**Data shown:**
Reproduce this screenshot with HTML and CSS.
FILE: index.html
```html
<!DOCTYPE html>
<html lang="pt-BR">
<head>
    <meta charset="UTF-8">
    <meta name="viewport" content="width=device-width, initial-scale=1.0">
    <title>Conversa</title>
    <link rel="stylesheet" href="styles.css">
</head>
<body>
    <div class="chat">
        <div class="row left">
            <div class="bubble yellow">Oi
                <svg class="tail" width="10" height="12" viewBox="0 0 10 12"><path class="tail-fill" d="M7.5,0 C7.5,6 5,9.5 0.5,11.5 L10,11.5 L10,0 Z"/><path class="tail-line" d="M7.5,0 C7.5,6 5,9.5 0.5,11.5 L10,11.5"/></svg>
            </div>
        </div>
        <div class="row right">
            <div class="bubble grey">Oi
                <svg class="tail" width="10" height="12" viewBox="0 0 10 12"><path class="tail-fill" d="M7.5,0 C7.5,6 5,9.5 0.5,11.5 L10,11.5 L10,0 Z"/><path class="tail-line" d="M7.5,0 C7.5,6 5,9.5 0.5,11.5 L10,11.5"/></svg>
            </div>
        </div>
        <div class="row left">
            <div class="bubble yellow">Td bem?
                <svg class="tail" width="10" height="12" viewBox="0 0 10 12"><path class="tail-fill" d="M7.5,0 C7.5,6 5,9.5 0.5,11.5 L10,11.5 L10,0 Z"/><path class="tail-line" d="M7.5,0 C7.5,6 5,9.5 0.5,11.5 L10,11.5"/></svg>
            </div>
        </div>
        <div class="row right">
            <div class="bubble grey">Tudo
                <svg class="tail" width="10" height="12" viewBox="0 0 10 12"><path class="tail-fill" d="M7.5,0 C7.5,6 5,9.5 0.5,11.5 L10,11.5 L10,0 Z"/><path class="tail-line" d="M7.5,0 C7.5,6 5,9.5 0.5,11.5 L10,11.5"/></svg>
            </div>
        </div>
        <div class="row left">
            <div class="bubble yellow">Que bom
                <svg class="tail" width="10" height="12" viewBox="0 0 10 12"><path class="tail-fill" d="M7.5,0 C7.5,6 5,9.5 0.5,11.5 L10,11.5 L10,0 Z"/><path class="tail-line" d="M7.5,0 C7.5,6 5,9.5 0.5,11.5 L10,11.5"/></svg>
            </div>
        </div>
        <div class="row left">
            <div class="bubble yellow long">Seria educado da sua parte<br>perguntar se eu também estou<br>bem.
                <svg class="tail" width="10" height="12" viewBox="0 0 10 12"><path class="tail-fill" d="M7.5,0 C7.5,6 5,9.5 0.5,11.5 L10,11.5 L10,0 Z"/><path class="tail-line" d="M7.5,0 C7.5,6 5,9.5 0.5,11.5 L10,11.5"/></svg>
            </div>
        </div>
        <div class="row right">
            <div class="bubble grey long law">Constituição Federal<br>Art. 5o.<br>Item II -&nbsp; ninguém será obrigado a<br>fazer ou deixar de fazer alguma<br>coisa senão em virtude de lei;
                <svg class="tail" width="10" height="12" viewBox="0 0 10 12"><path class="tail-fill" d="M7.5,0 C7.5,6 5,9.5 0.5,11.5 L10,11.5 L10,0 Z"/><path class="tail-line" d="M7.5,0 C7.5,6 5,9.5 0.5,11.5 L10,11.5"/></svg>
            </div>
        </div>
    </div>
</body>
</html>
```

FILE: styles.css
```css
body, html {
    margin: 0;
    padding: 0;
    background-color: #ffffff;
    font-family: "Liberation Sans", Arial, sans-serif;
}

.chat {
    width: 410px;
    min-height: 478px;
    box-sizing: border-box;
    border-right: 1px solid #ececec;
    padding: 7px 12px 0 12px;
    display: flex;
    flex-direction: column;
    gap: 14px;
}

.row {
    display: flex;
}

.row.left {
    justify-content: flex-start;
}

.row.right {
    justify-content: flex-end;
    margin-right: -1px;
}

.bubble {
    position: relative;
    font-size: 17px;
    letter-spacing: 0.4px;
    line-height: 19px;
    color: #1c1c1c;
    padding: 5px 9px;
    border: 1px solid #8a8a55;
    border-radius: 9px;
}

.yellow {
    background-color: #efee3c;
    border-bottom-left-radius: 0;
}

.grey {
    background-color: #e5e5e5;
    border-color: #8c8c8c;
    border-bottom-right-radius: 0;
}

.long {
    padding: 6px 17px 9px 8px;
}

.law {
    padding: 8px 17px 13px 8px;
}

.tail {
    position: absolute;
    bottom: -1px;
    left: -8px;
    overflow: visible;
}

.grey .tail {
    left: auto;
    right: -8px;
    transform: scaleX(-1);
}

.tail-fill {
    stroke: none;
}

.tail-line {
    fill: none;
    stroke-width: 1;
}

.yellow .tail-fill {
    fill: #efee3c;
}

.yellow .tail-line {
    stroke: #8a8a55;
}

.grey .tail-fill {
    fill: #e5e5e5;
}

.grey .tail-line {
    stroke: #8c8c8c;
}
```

**The request:** Print all the data exactly.

**Final answer:**
Reproduce this screenshot with HTML and CSS.
FILE: index.html
```html
<!DOCTYPE html>
<html lang="pt-BR">
<head>
    <meta charset="UTF-8">
    <meta name="viewport" content="width=device-width, initial-scale=1.0">
    <title>Conversa</title>
    <link rel="stylesheet" href="styles.css">
</head>
<body>
    <div class="chat">
        <div class="row left">
            <div class="bubble yellow">Oi
                <svg class="tail" width="10" height="12" viewBox="0 0 10 12"><path class="tail-fill" d="M7.5,0 C7.5,6 5,9.5 0.5,11.5 L10,11.5 L10,0 Z"/><path class="tail-line" d="M7.5,0 C7.5,6 5,9.5 0.5,11.5 L10,11.5"/></svg>
            </div>
        </div>
        <div class="row right">
            <div class="bubble grey">Oi
                <svg class="tail" width="10" height="12" viewBox="0 0 10 12"><path class="tail-fill" d="M7.5,0 C7.5,6 5,9.5 0.5,11.5 L10,11.5 L10,0 Z"/><path class="tail-line" d="M7.5,0 C7.5,6 5,9.5 0.5,11.5 L10,11.5"/></svg>
            </div>
        </div>
        <div class="row left">
            <div class="bubble yellow">Td bem?
                <svg class="tail" width="10" height="12" viewBox="0 0 10 12"><path class="tail-fill" d="M7.5,0 C7.5,6 5,9.5 0.5,11.5 L10,11.5 L10,0 Z"/><path class="tail-line" d="M7.5,0 C7.5,6 5,9.5 0.5,11.5 L10,11.5"/></svg>
            </div>
        </div>
        <div class="row right">
            <div class="bubble grey">Tudo
                <svg class="tail" width="10" height="12" viewBox="0 0 10 12"><path class="tail-fill" d="M7.5,0 C7.5,6 5,9.5 0.5,11.5 L10,11.5 L10,0 Z"/><path class="tail-line" d="M7.5,0 C7.5,6 5,9.5 0.5,11.5 L10,11.5"/></svg>
            </div>
        </div>
        <div class="row left">
            <div class="bubble yellow">Que bom
                <svg class="tail" width="10" height="12" viewBox="0 0 10 12"><path class="tail-fill" d="M7.5,0 C7.5,6 5,9.5 0.5,11.5 L10,11.5 L10,0 Z"/><path class="tail-line" d="M7.5,0 C7.5,6 5,9.5 0.5,11.5 L10,11.5"/></svg>
            </div>
        </div>
        <div class="row left">
            <div class="bubble yellow long">Seria educado da sua parte<br>perguntar se eu também estou<br>bem.
                <svg class="tail" width="10" height="12" viewBox="0 0 10 12"><path class="tail-fill" d="M7.5,0 C7.5,6 5,9.5 0.5,11.5 L10,11.5 L10,0 Z"/><path class="tail-line" d="M7.5,0 C7.5,6 5,9.5 0.5,11.5 L10,11.5"/></svg>
            </div>
        </div>
        <div class="row right">
            <div class="bubble grey long law">Constituição Federal<br>Art. 5o.<br>Item II -&nbsp; ninguém será obrigado a<br>fazer ou deixar de fazer alguma<br>coisa senão em virtude de lei;
                <svg class="tail" width="10" height="12" viewBox="0 0 10 12"><path class="tail-fill" d="M7.5,0 C7.5,6 5,9.5 0.5,11.5 L10,11.5 L10,0 Z"/><path class="tail-line" d="M7.5,0 C7.5,6 5,9.5 0.5,11.5 L10,11.5"/></svg>
            </div>
        </div>
    </div>
</body>
</html>
```

FILE: styles.css
```css
body, html {
    margin: 0;
    padding: 0;
    background-color: #ffffff;
    font-family: "Liberation Sans", Arial, sans-serif;
}

.chat {
    width: 410px;
    min-height: 478px;
    box-sizing: border-box;
    border-right: 1px solid #ececec;
    padding: 7px 12px 0 12px;
    display: flex;
    flex-direction: column;
    gap: 14px;
}

.row {
    display: flex;
}

.row.left {
    justify-content: flex-start;
}

.row.right {
    justify-content: flex-end;
    margin-right: -1px;
}

.bubble {
    position: relative;
    font-size: 17px;
    letter-spacing: 0.4px;
    line-height: 19px;
    color: #1c1c1c;
    padding: 5px 9px;
    border: 1px solid #8a8a55;
    border-radius: 9px;
}

.yellow {
    background-color: #efee3c;
    border-bottom-left-radius: 0;
}

.grey {
    background-color: #e5e5e5;
    border-color: #8c8c8c;
    border-bottom-right-radius: 0;
}

.long {
    padding: 6px 17px 9px 8px;
}

.law {
    padding: 8px 17px 13px 8px;
}

.tail {
    position: absolute;
    bottom: -1px;
    left: -8px;
    overflow: visible;
}

.grey .tail {
    left: auto;
    right: -8px;
    transform: scaleX(-1);
}

.tail-fill {
    stroke: none;
}

.tail-line {
    fill: none;
    stroke-width: 1;
}

.yellow .tail-fill {
    fill: #efee3c;
}

.yellow .tail-line {
    stroke: #8a8a55;
}

.grey .tail-fill {
    fill: #e5e5e5;
}

.grey .tail-line {
    stroke: #8c8c8c;
}
```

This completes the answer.